Strikingly, nearly all of the women said that their fathers had introduced them to Tolkien’s works when they were little girls, and that the Middle-earth legendarium continues to either be something that they share with their fathers or which reminds them of their dads when they can’t be together. Given the often-made charge that The Hobbit and The Lord of the Rings are boys’ club affairs (which isn’t entirely untrue), it was both surprising and moving to hear so many testimonials of how Tolkien’s works connected fathers and daughters.

Another interesting item of discussion was the fact that teachers at Wheaton College seem to approach Tolkien’s fictional works as centered on Christian mythology and ethics. In my own courses, while acknowledging Tolkien’s Catholic worldview and beliefs, we spend our time investigating his use and transformation of the pre-Christian mythology of Northern Europe. The Hobbit, especially, almost reads like a tribute to Tolkien’s favorite northern sources.

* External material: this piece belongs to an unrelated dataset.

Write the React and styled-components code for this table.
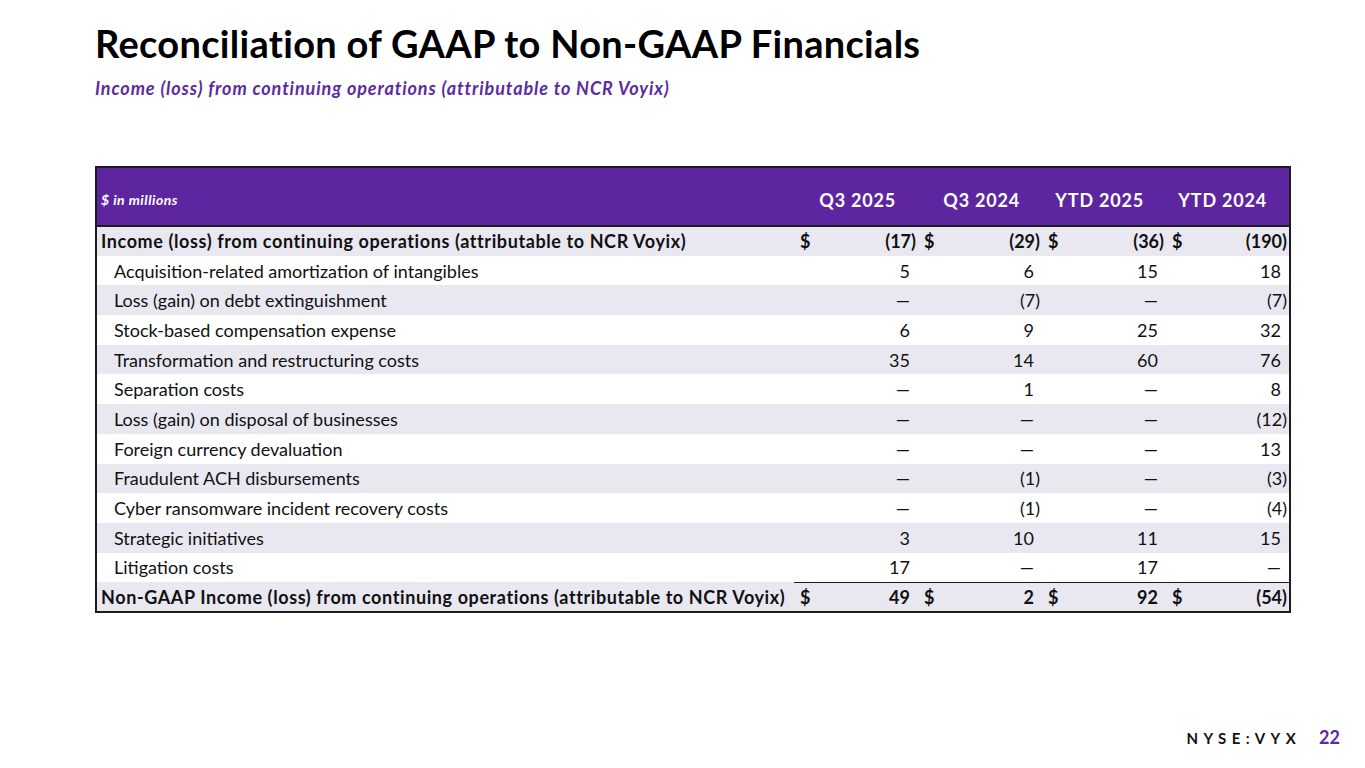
import React from 'react';
import styled, { createGlobalStyle } from 'styled-components';

const GlobalStyle = createGlobalStyle`
  html, body { margin: 0; padding: 0; background: #fff; }
  body { font-family: "Lato", "Noto Sans", sans-serif; color: #111; }
`;

const Slide = styled.div`
  width: 1365px;
  height: 768px;
  box-sizing: border-box;
  padding: 20px 76px 0 95px;
  display: flex;
  flex-direction: column;
  position: relative;
`;

const Title = styled.h1`
  margin: 0;
  font-size: 38px;
  font-weight: 700;
  line-height: 46px;
  color: #000;
  letter-spacing: 0.3px;
`;

const Subtitle = styled.h2`
  margin: 11px 0 0;
  font-size: 18px;
  font-weight: 700;
  font-style: italic;
  line-height: 22px;
  letter-spacing: 0.9px;
  color: #5b2ca0;
`;

const Table = styled.table`
  margin-top: 67px;
  width: 1194px;
  border-collapse: collapse;
  border: 2px solid #1c1c1c;
  font-size: 18px;
  table-layout: fixed;
`;

const HeadRow = styled.tr`
  background: #5e25a0;
  height: 59px;
  border-bottom: 2px solid #1c1c1c;
`;

const HeadCell = styled.th`
  color: #fff;
  font-weight: 700;
  font-size: 18px;
  letter-spacing: 0.8px;
  text-align: right;
  padding: 6px 22px 0 0;
`;

const UnitCell = styled.th`
  color: #fff;
  font-weight: 700;
  font-style: italic;
  font-size: 14px;
  letter-spacing: 0.5px;
  text-align: left;
  padding: 6px 0 0 4px;
`;

const Row = styled.tr`
  height: 29.7px;
  background: ${({ $shade }) => ($shade ? '#e9e8f1' : '#fff')};
`;

const Label = styled.td`
  padding: 0 0 0 ${({ $bold }) => ($bold ? '4px' : '17px')};
  font-weight: ${({ $bold }) => ($bold ? 700 : 400)};
  letter-spacing: ${({ $bold }) => ($bold ? '0.6px' : '0')};
  white-space: nowrap;
`;

const Dollar = styled.td`
  padding: 0 0 0 6px;
  font-weight: 700;
  ${({ $rule }) => $rule && 'border-top: 1.5px solid #1c1c1c;'}
`;

const Value = styled.td`
  text-align: right;
  padding-right: ${({ $paren }) => ($paren ? '2px' : '8px')};
  font-weight: ${({ $bold }) => ($bold ? 700 : 400)};
  ${({ $rule }) => $rule && 'border-top: 1.5px solid #1c1c1c;'}
`;

const Footer = styled.div`
  position: absolute;
  right: 25px;
  bottom: 20px;
  display: flex;
  align-items: baseline;
  gap: 18px;
`;

const Ticker = styled.span`
  font-size: 15px;
  font-weight: 700;
  letter-spacing: 5.4px;
  color: #111;
`;

const PageNum = styled.span`
  font-size: 18px;
  font-weight: 700;
  color: #5b2ca0;
`;

const D = '—';
const rows = [
  { label: 'Income (loss) from continuing operations (attributable to NCR Voyix)', bold: true, dollar: true, v: ['(17)', '(29)', '(36)', '(190)'] },
  { label: 'Acquisition-related amortization of intangibles', v: ['5', '6', '15', '18'] },
  { label: 'Loss (gain) on debt extinguishment', v: [D, '(7)', D, '(7)'] },
  { label: 'Stock-based compensation expense', v: ['6', '9', '25', '32'] },
  { label: 'Transformation and restructuring costs', v: ['35', '14', '60', '76'] },
  { label: 'Separation costs', v: [D, '1', D, '8'] },
  { label: 'Loss (gain) on disposal of businesses', v: [D, D, D, '(12)'] },
  { label: 'Foreign currency devaluation', v: [D, D, D, '13'] },
  { label: 'Fraudulent ACH disbursements', v: [D, '(1)', D, '(3)'] },
  { label: 'Cyber ransomware incident recovery costs', v: [D, '(1)', D, '(4)'] },
  { label: 'Strategic initiatives', v: ['3', '10', '11', '15'] },
  { label: 'Litigation costs', v: ['17', D, '17', D] },
  { label: 'Non-GAAP Income (loss) from continuing operations (attributable to NCR Voyix)', bold: true, dollar: true, rule: true, v: ['49', '2', '92', '(54)'] },
];

const periods = ['Q3 2025', 'Q3 2024', 'YTD 2025', 'YTD 2024'];

export default function App() {
  return (
    <>
      <GlobalStyle />
      <Slide>
        <Title>Reconciliation of GAAP to Non-GAAP Financials</Title>
        <Subtitle>Income (loss) from continuing operations (attributable to NCR Voyix)</Subtitle>
        <Table>
          <colgroup>
            <col style={{ width: 698 }} />
            {periods.map((p) => (
              <React.Fragment key={p}>
                <col style={{ width: 24 }} />
                <col style={{ width: 100 }} />
              </React.Fragment>
            ))}
          </colgroup>
          <thead>
            <HeadRow>
              <UnitCell>$ in millions</UnitCell>
              {periods.map((p) => (
                <HeadCell key={p} colSpan={2}>{p}</HeadCell>
              ))}
            </HeadRow>
          </thead>
          <tbody>
            {rows.map((r, i) => (
              <Row key={r.label} $shade={i % 2 === 0}>
                <Label $bold={r.bold}>{r.label}</Label>
                {r.v.map((val, j) => (
                  <React.Fragment key={j}>
                    <Dollar $rule={r.rule}>{r.dollar ? '$' : ''}</Dollar>
                    <Value $bold={r.bold} $rule={r.rule} $paren={val.endsWith(')')}>{val}</Value>
                  </React.Fragment>
                ))}
              </Row>
            ))}
          </tbody>
        </Table>
        <Footer>
          <Ticker>NYSE:VYX</Ticker>
          <PageNum>22</PageNum>
        </Footer>
      </Slide>
    </>
  );
}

After this discussion, Laura Schmidt (archivist at the Marion E. Wade Center and staff advisor for the Wheaton College Tolkien Society) was kind enough to invite me to present a talk on “’Riddles, Runes and Icelandic Dwarves’: The Hobbit and Norse Mythology” as the 2015 Scholar’s Corner Lecture at Wheaton College. I greatly look forward to the discussion that this talk will spark.

Students in Tolkien society t-shirts of Carthage (l) and Wheaton (r)

I would like to thank Laura for inviting my students and me to participate in the field trip, and I heartily salute the Marquette archivists for putting together this private showing for us. It was a wonderful experience for students from all three institutions. Skál!